The original hymn of 18 stzs began ‘Glory to God, and praise and love’, and ended ‘With me, your Chief, you then shall know,/ shall feel your sins forgiven;/ anticipate your heaven below/ and own that love is heaven’; (‘Chief’ as in ‘chief of sinners’, 1 Timothy 1:15). John Wesley chose 9 stzs for the 1780 Collection, beginning with 7, ‘O for a thousand …’, as Richard Conyers had done in his 1767 Psalms and Hymns. Praise! has the stzs originally numbered 7, 9, 10, 11 (absent in 780) and 8. Many non-Methodist books end with ‘My gracious Master …’ in order to make a worthy conclusion. Reformed ones omit some lines which JW omitted (‘… his soul was once an offering made/ for every soul of man’, stz 14) and some he included (‘Murtherers, and all ye hellish crew,/ ye sons of lust and pride,/ believe the Saviour died for you …’, stz 16). A different problem is encountered with the more familiar stz 12: ‘Hear him, ye deaf, his praise, ye dumb,/ your loosened tongues employ,/ ye blind, behold your Saviour come,/ and leap, ye lame, for joy.’ Sad though it is to lose these dramatic and biblical lines, people who have such physical disabilities (as are here spiritualised) often feel demeaned by being lumped together as ‘the deaf’ (etc), let alone ‘ye deaf’ or ‘you deaf’. ‘Dumb’ has its own problems, which some recent Bible translations avoid by sing ‘mute’. This is not so much a matter of so-called ‘political correctness’ as Christian courtesy; unhelpful language partly fosters, and partly springs from, unloving attitudes. Although some American and other revisions try to rewrite this stz in more gracious ways which the present editors considered along with their own amendments, the results have proved neither acceptable to those with such disabilities, nor poetically worthy of their famous context. Rather than try to adapt 18th-c language here, hymnals may need to look for new writing with the same aim.
Perhaps more important, in 1780 the hymn introduced the section ‘Exhorting and Beseeching to return to God’, but in 1739 was ‘For the Anniversary Day of one’s conversion’—as reflected in the original stzs 2–6. This assumes that those who sing it are converted, that they can date the event as clearly as the Wesleys could, and that they wish to celebrate it annually and use it evangelistically. It also probably dates the hymn at or near 21 May 1739; as some have observed, ‘the question-mark has now gone’—that is, from the earlier 751. It was published the following year in Hymns and Sacred Poems. Interestingly, the great hymnwriter who launched such metrical variety achieved what many see as his greatest triumph by using Common Metre.

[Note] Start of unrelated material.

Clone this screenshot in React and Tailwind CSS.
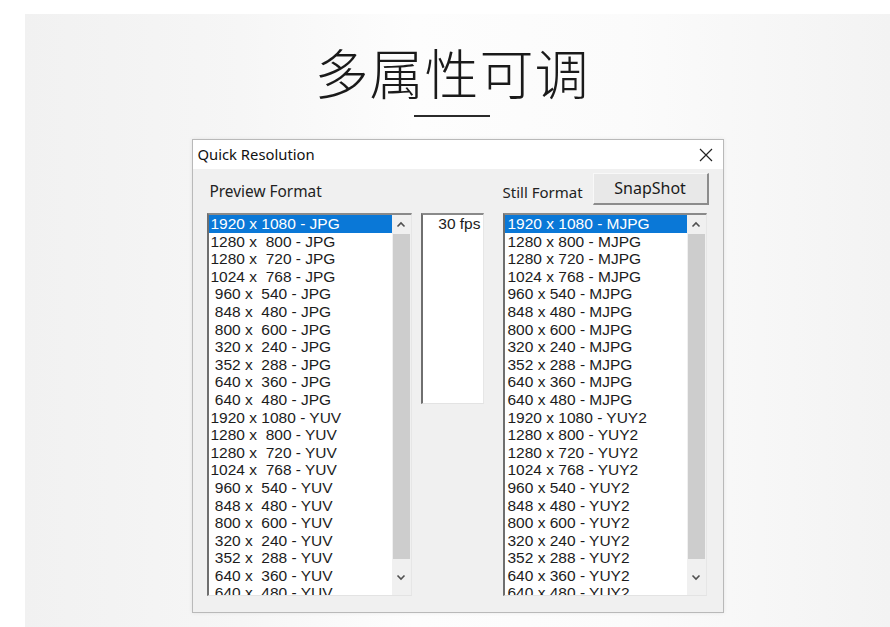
import React from 'react';

const sizes = [
    ['1920', '1080'],
    ['1280', '800'],
    ['1280', '720'],
    ['1024', '768'],
    ['960', '540'],
    ['848', '480'],
    ['800', '600'],
    ['320', '240'],
    ['352', '288'],
    ['640', '360'],
    ['640', '480'],
];

const previewItems = [
    ...sizes.map(([w, h]) => `${w.padStart(4, ' ')} x ${h.padStart(4, ' ')} - JPG`),
    ...sizes.map(([w, h]) => `${w.padStart(4, ' ')} x ${h.padStart(4, ' ')} - YUV`),
];

const stillItems = [
    ...sizes.map(([w, h]) => `${w} x ${h} - MJPG`),
    ...sizes.map(([w, h]) => `${w} x ${h} - YUY2`),
];

const uiFont = { fontFamily: '"Noto Sans", "Open Sans", sans-serif' };

function Chevron({ up }) {
    return (
        <svg width="10" height="7" viewBox="0 0 10 7">
            <path
                d={up ? 'M1.5 5.5 L5 2 L8.5 5.5' : 'M1.5 1.5 L5 5 L8.5 1.5'}
                fill="none"
                stroke="#505050"
                strokeWidth="1.6"
            />
        </svg>
    );
}

function ListBox({ items, width, textPad }) {
    return (
        <div
            className="flex h-[383px] border-t-2 border-l-2 border-t-[#8a8a8a] border-l-[#6f6f6f] border-r border-b border-r-[#e6e6e6] border-b-[#e3e3e3] bg-white"
            style={{ width }}
        >
            <div className="flex-1 overflow-hidden">
                {items.map((item, i) => (
                    <div
                        key={i}
                        className={
                            i === 0
                                ? 'h-[17.6px] leading-[17.6px] whitespace-pre bg-[#0a78d7] text-white'
                                : 'h-[17.6px] leading-[17.6px] whitespace-pre text-[#1c1c1c]'
                        }
                        style={{ paddingLeft: textPad }}
                    >
                        {item}
                    </div>
                ))}
            </div>
            <div className="flex w-[19px] flex-col bg-[#f0f0f0]">
                <div className="flex h-[19px] items-center justify-center">
                    <Chevron up />
                </div>
                <div className="mx-[1px] h-[325px] bg-[#cdcdcd]" />
                <div className="flex flex-1 items-center justify-center">
                    <Chevron />
                </div>
            </div>
        </div>
    );
}

export default function App() {
    return (
        <div className="h-[627px] w-[890px] bg-white pt-[14px] pl-[25px]">
            <div className="flex h-[613px] flex-col items-center bg-[linear-gradient(90deg,#f1f1f1_0%,#f6f6f6_25%,#fdfdfd_45%,#fbfbfb_70%,#f3f3f3_100%)]">
                <h1
                    className="mt-[26px] ml-[-11px] text-[54px] leading-[64px] font-light tracking-[1px] text-[#1a1a1a]"
                    style={{ fontFamily: '"Noto Sans CJK SC", "Noto Sans", sans-serif' }}
                >
                    多属性可调
                </h1>
                <div className="mt-[11px] ml-[-11px] h-[2px] w-[76px] bg-[#2a2a2a]" />

                <div
                    className="mt-[22px] flex h-[474px] w-[532px] flex-col border border-[#b9b9b9] bg-[#f0f0f0] shadow-[0_0_4px_rgba(0,0,0,0.08)]"
                    style={{ fontFamily: '"Liberation Sans", Arial, sans-serif' }}
                >
                    <div className="flex h-[29px] items-center justify-between bg-white pl-[5px] pr-[10px]">
                        <span className="text-[14.8px] text-[#111]" style={uiFont}>
                            Quick Resolution
                        </span>
                        <svg width="14" height="14" viewBox="0 0 14 14">
                            <path d="M1 1 L13 13 M13 1 L1 13" stroke="#222" strokeWidth="1.2" />
                        </svg>
                    </div>

                    <div className="flex pl-[14px] text-[15.5px]">
                        <div className="flex flex-col">
                            <div
                                className="flex h-[44px] items-center pl-[3px] pt-[2px] text-[15.4px] text-[#222]"
                                style={uiFont}
                            >
                                Preview Format
                            </div>
                            <ListBox items={previewItems} width={205} textPad={2} />
                        </div>

                        <div className="ml-[9px] mt-[44px] h-[191px] w-[63px] border-t-2 border-l-2 border-t-[#8a8a8a] border-l-[#6f6f6f] border-r border-b border-r-[#e6e6e6] border-b-[#e3e3e3] bg-white pr-[2px] text-right text-[#1c1c1c]">
                            <div className="h-[17.6px] leading-[17.6px]">30 fps</div>
                        </div>

                        <div className="ml-[19px] flex flex-col">
                            <div className="flex h-[44px] items-center">
                                <span className="pt-[2px] text-[15px] text-[#222]" style={uiFont}>
                                    Still Format
                                </span>
                                <button
                                    className="ml-[10px] mb-[7px] mt-[2px] h-[32px] w-[116px] border border-t-[#f8f8f8] border-l-[#f8f8f8] border-r-2 border-b-2 border-r-[#8c8c8c] border-b-[#8c8c8c] bg-[#e8e8e8] text-[16px] text-[#1a1a1a]"
                                    style={uiFont}
                                >
                                    SnapShot
                                </button>
                            </div>
                            <ListBox items={stillItems} width={204} textPad={3} />
                        </div>
                    </div>
                </div>
            </div>
        </div>
    );
}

The Methodist Hymns and Psalms prints 3 tunes with these words—none of which is LYNGHAM! By popular acclaim and expectation this came to be the ‘proper’ tune, while being avoided by many standard books in favour of LYDIA (625, with fewer repeats), or the non-repeating RICHMOND (838) or UNIVERSITY (very different, 650=969). Some American books prefer Carl Glaser’s 1828 melody AZMON. LYNGHAM, often seen as a flamboyantly repetitive Methodist tune, was actually the work of a baptist, Thomas Jarman. He called it NATIVITY (a name which Lahee’s tune, at 300, has effectively taken over) and published it in Sacred Music, 1803, to While shepherds watched (379). Some recent hymn-books attempt to continue or revive this association while others keep the tune for Come, let us join our cheerful songs (300—a curious linkage of name?), but so far they seem to be fighting a losing battle against congregational choice. Like its companion SAGINA (776) its flourishes make it an unlikely candidate for appropriation, even temporarily, by any new words. Wesley Milgate advises ‘Sing it lightly but with vigour and rhythmic urgency’; Linda Mawson’s arrangement was made for this book. The name remains unexplained.
A look at the author
Wesley, Charles
b Epworth, Lincolnshire 1707, d London 1788. The youngest of 17 children born to Samuel and Susanna, he scarcely survived birth. Somehow he also survived a hugely talented but chronically poor and often dysfunctional family, taught and held together by his mother through multiple disasters. At Westminster Sch he was nurtured by his gifted elder brother Samuel; at Christ Ch Oxford, supported by John W and others in 1728–29, he founded the ‘Holy Club’ which earned the nickname of ‘Methodists’. A fellow-student John Gambold described him as ‘a man made for friendship’; he certainly befriended and encouraged the younger and poorer student George Whitefield. Under pressure from his brother John, Charles was ordained in 1735 (delighting later to call himself ‘Presbyter of the Church of England’) in order to travel with him on a neardisastrous visit to the young colony of Georgia, which however brought the brothers into contact with Moravian missionaries. While putting a positive public spin on his adventures, but partly driven by the Moravian sense of assurance, he experienced an evangelical conversion on 21 May 1738, shortly before John’s more celebrated ‘heart-warming’. Charles’s journal is shorter, rather more transparent and less contrived than his brother’s; he was never a self-propagandist. But in 1964 the historian F C Gill called him ‘the first Methodist’ (from his Oxford initiatives) and ‘the apostle of the north’ (from his labours around Newcastle).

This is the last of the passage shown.